Which is \(\sum\limits_{i=1}^n \frac{e_i}{2} = E\) (since this is how much the greedy algorithm adds each time)...

Which is \(\frac{E}{2}\) since the sum of the \(e_i\)’s equal the total number of edges.

So the number of edges that cross A and B from the greedy algo is \(\frac{E}{2}\). Since the optimal value can only be \(E\) at best that means this greedy algorithm is at most 2 times worse than the optimal solution.

Randomized algorithm: Just randomly place vertices in the two sets. This is obvious polynomial because there are no computations necessary.

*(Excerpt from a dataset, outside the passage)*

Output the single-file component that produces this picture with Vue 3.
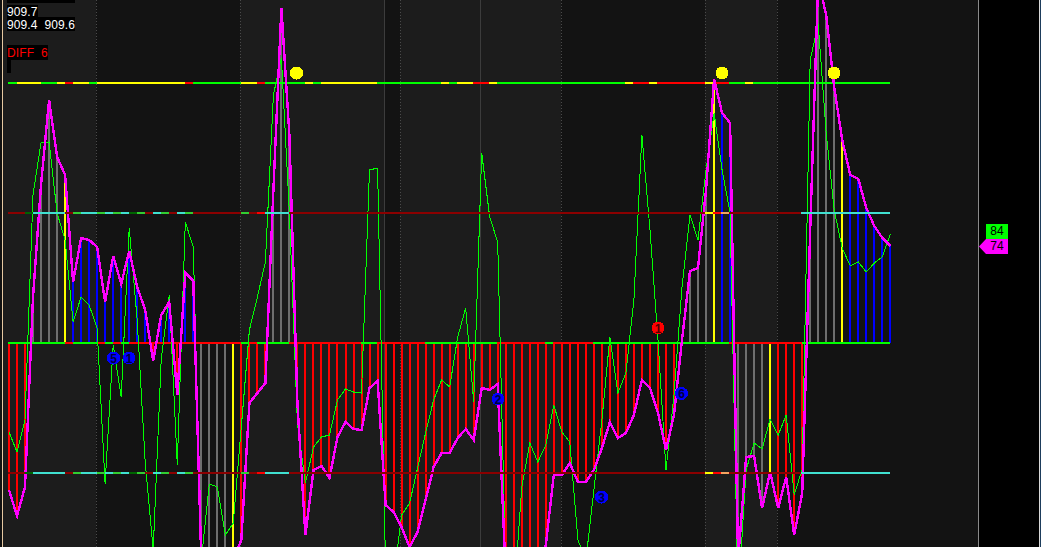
<script setup>
const H = 547
const xAt = (k) => 9 + 8.012 * k

const magenta = [490,516,487,297,185,100,157,175,282,238,240,247,302,256,284,251,287,310,361,315,302,395,273,281,
  560,600,600,600,560,540,403,393,383,190,8,135,403,535,470,466,478,437,422,429,430,388,381,505,512,527,547,532,500,467,453,453,438,429,440,388,390,384,
  575,600,600,600,570,545,475,475,463,482,482,470,448,422,438,433,415,380,388,413,450,415,340,271,268,190,79,113,123,560,457,456,508,472,508,477,535,493,230,-20,15,87,140,175,179,208,226,238,246]

const greenLine = [432,452,420,195,143,142,213,240,322,297,305,328,484,345,397,228,320,462,550,360,295,465,222,247,
  560,484,487,535,523,427,330,297,262,95,58,213,423,483,447,437,435,400,389,392,393,170,168,570,580,515,503,468,433,400,380,387,337,308,402,153,217,242,
  570,600,487,443,462,445,405,432,442,540,560,490,420,337,393,373,300,135,230,340,470,395,287,215,240,170,113,170,213,600,470,443,449,419,435,415,495,469,60,24,133,210,248,266,262,272,263,257,234]

const colorOf = (k) => {
  const x = 9 + 8 * k
  const ranges = [
    [9,25,'#f00'],[33,57,'#6e6e6e'],[65,65,'#ff0'],[73,145,'#00f'],[153,153,'#f00'],[161,169,'#00f'],[177,177,'#f00'],[185,193,'#00f'],
    [201,225,'#6e6e6e'],[233,233,'#ff0'],[241,265,'#f00'],[273,289,'#6e6e6e'],[297,673,'#f00'],[681,705,'#6e6e6e'],[713,713,'#ff0'],[721,729,'#00f'],
    [737,761,'#6e6e6e'],[769,769,'#ff0'],[777,801,'#f00'],[809,833,'#6e6e6e'],[841,841,'#ff0'],[849,889,'#00f'],
  ]
  const r = ranges.find((v) => x >= v[0] && x <= v[1])
  return r ? r[2] : '#f00'
}

const ZERO = 343
const bars = magenta.map((y, k) => ({
  x: Math.round(xAt(k)) - 1,
  y: Math.min(y, ZERO),
  h: Math.abs(y - ZERO),
  c: colorOf(k),
}))

const pts = (a) => a.map((y, k) => `${xAt(k).toFixed(1)},${y}`).join(' ')
const magentaPts = pts(magenta)
const greenPts = pts(greenLine)

const bands = [
  [3,96,'#1c1c1c'],[96,240,'#131313'],[240,384,'#1c1c1c'],[384,400,'#131313'],[400,561,'#1c1c1c'],[561,705,'#131313'],[705,777,'#1c1c1c'],[777,978,'#131313'],
].map(([a, b, c]) => ({ x: a, w: b - a, c }))
const dotted = [96, 240, 400, 561, 705, 777]
const solid = [384, 480]

const Y = '#ff0', R = '#f00', G = '#0f0', D = '#8b0000', C = '#40e0d0', L = '#32cd32', K = '#006400', O = '#f4a460'
const seg = (stops) => stops.map((s, i) => i + 1 < stops.length ? { a: s[0], b: stops[i + 1][0], c: s[1] } : null).filter(Boolean)

const top = seg([[8,G],[17,Y],[41,G],[57,Y],[65,R],[73,Y],[89,G],[97,Y],[185,R],[193,G],[241,Y],[257,R],[265,G],[305,Y],[313,G],[321,Y],[377,G],[441,Y],[449,G],[457,Y],[473,R],[489,Y],[497,G],[625,Y],[633,R],[649,Y],[657,R],[705,Y],[713,R],[729,G],[745,Y],[753,G],[890,G]])
const zero = seg([[8,G],[65,R],[73,G],[97,R],[105,G],[113,R],[121,G],[129,R],[241,G],[249,R],[257,G],[289,R],[361,G],[377,R],[425,G],[497,R],[545,G],[553,R],[593,G],[729,R],[802,G],[890,G]])
const band = seg([[8,D],[25,K],[33,C],[65,D],[73,L],[81,C],[97,L],[105,C],[113,L],[121,C],[129,K],[137,L],[145,D],[153,C],[161,L],[169,D],[177,C],[185,L],[193,D],[241,L],[249,D],[257,R],[265,C],[289,D],[705,Y],[713,R],[721,O],[729,D],[801,C],[890,C]])

const linesUnder = [
  ...top.map((s) => ({ ...s, y: 82 })),
  ...zero.map((s) => ({ ...s, y: 342 })),
]
const linesOver = [
  ...band.map((s) => ({ ...s, y: 212 })),
  ...band.map((s) => ({ ...s, y: 472 })),
]

const dots = [[296.5,73],[722,73],[834,73]]
const marks = [
  { x: 113.5, y: 358, t: '5', c: '#00f', n: '#00003c' },
  { x: 129, y: 358, t: '1', c: '#00f', n: '#00003c' },
  { x: 498, y: 399, t: '2', c: '#00f', n: '#00003c' },
  { x: 601.5, y: 497, t: '3', c: '#00f', n: '#00003c' },
  { x: 681.5, y: 393.5, t: '6', c: '#00f', n: '#00003c' },
  { x: 658, y: 328, t: '1', c: '#f00', n: '#500000' },
]
</script>

<template>
  <div class="screen">
    <div class="edge"></div>
    <div class="chart">
      <svg class="plot" width="975" :height="H" viewBox="3 0 975 547" shape-rendering="crispEdges">
        <rect v-for="b in bands" :key="b.x" :x="b.x" y="0" :width="b.w" :height="H" :fill="b.c" />
        <line v-for="x in dotted" :key="'d'+x" :x1="x+0.5" :x2="x+0.5" y1="0" :y2="H" stroke="#4a4a4a" stroke-dasharray="1 2" />
        <line v-for="x in solid" :key="'s'+x" :x1="x+0.5" :x2="x+0.5" y1="0" :y2="H" stroke="#3c3c3c" />
        <rect v-for="(b, i) in bars" :key="'b'+i" :x="b.x" :y="b.y" width="2" :height="b.h" :fill="b.c" />
        <rect v-for="(s, i) in linesUnder" :key="'u'+i" :x="s.a" :y="s.y" :width="s.b-s.a" height="2" :fill="s.c" />
        <polyline :points="greenPts" fill="none" stroke="#0f0" stroke-width="1" />
        <polyline :points="magentaPts" fill="none" stroke="#f0f" stroke-width="2.4" />
        <rect v-for="(s, i) in linesOver" :key="'o'+i" :x="s.a" :y="s.y" :width="s.b-s.a" height="2" :fill="s.c" />
        <circle v-for="d in dots" :key="d[0]" :cx="d[0]" :cy="d[1]" r="6.5" fill="#ff0" />
        <g v-for="(m, i) in marks" :key="'m'+i">
          <circle :cx="m.x" :cy="m.y" r="6.5" :fill="m.c" />
          <text :x="m.x" :y="m.y + 4.5" text-anchor="middle" class="mark-text" :fill="m.n">{{ m.t }}</text>
        </g>
      </svg>
      <div class="legend">
        <div class="row clipped"><span>909.5&nbsp;&nbsp;909.8</span></div>
        <div class="row first"><span>909.7</span></div>
        <div class="row"><span>909.4&nbsp;&nbsp;909.6</span></div>
        <div class="row diff"><span>DIFF&nbsp;&nbsp;6</span></div>
        <div class="stub"></div>
      </div>
    </div>
    <div class="axis">
      <div class="tag green">84</div>
      <div class="tag pink">74</div>
    </div>
    <div class="rim"></div>
  </div>
</template>

<style scoped>
.screen {
  display: flex;
  width: 1041px;
  height: 547px;
  overflow: hidden;
  background: #000;
  font-family: "Liberation Sans", Arial, sans-serif;
  font-size: 12px;
}
.edge {
  flex: 0 0 3px;
  box-sizing: border-box;
  border-right: 1px solid #e6c9a2;
  background: #111;
}
.chart {
  position: relative;
  flex: 0 0 975px;
}
.plot {
  display: block;
}
.mark-text {
  font-family: "Liberation Sans", Arial, sans-serif;
  font-size: 12px;
  font-weight: bold;
}
.legend {
  position: absolute;
  left: 4px;
  top: 0;
  display: flex;
  flex-direction: column;
  align-items: flex-start;
  color: #fff;
  line-height: 16px;
  letter-spacing: 0.1px;
}
.row {
  display: flex;
  background: #000;
  height: 14px;
}
.row.clipped {
  height: 3px;
  align-items: flex-end;
  overflow: hidden;
}
.row.clipped span {
  display: block;
  flex: none;
  height: 14px;
  line-height: 14px;
}
.row.first {
  margin-top: 2px;
  height: 12px;
  line-height: 14px;
}
.row.diff {
  color: #f00;
  margin-top: 14px;
  height: 15px;
  line-height: 17px;
}
.stub {
  width: 4px;
  height: 13px;
  background: #000;
}
.axis {
  flex: 1;
  box-sizing: border-box;
  border-left: 1px solid #8a8a8a;
  padding-top: 224px;
  display: flex;
  flex-direction: column;
  align-items: flex-end;
  padding-right: 31px;
  background: #000;
  color: #000;
}
.tag {
  height: 15px;
  line-height: 15px;
  text-align: center;
  font-size: 12px;
}
.green {
  width: 22px;
  background: #0f0;
}
.pink {
  width: 29px;
  box-sizing: border-box;
  padding-left: 7px;
  background: #f0f;
  clip-path: polygon(7px 0, 100% 0, 100% 100%, 7px 100%, 0 50%);
}
.rim {
  flex: 0 0 2px;
  box-sizing: border-box;
  border-left: 1px solid #d8d8d8;
  background: #1d3d5c;
}
</style>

This is a 2-time approximation algorithm. There are a total of E edges which is the max value the optimal solution can take. We need to show that this algo will on average give us \(\frac{E}{2}\) cost. So let us number the edges from 1 to E. Let \(e_i=1\) if that edge crosses from A to B and let it equal \(0\) if it doesn’t.

Now, \(P(e_i=1)=\) the probability that the two nodes get placed into two different sets.

We take two random nodes and enumerate all their possibilities.

Node1 - A, Node2 - A

Node1 - A, Node2 - B

Node1 - B, Node2 - A

Node1 - B, Node2 - B

This shows us that for half the time, the edge will exist and for the other half it wont.

So the expected value of \(e_i= P(e_i=1)*1=\frac{1}{2}\)

So the expected value of all the \(e_i\)’s = \(\frac{E}{2}\) \(*E\)

So using this algorithm, the expected number of edges that should cross from A to B is \(\frac{E}{2}\).

So using this algo the expected number of edges that should cross from A to B is \(\frac{E}{2}\).

So this is a 2-time approximation algorithm.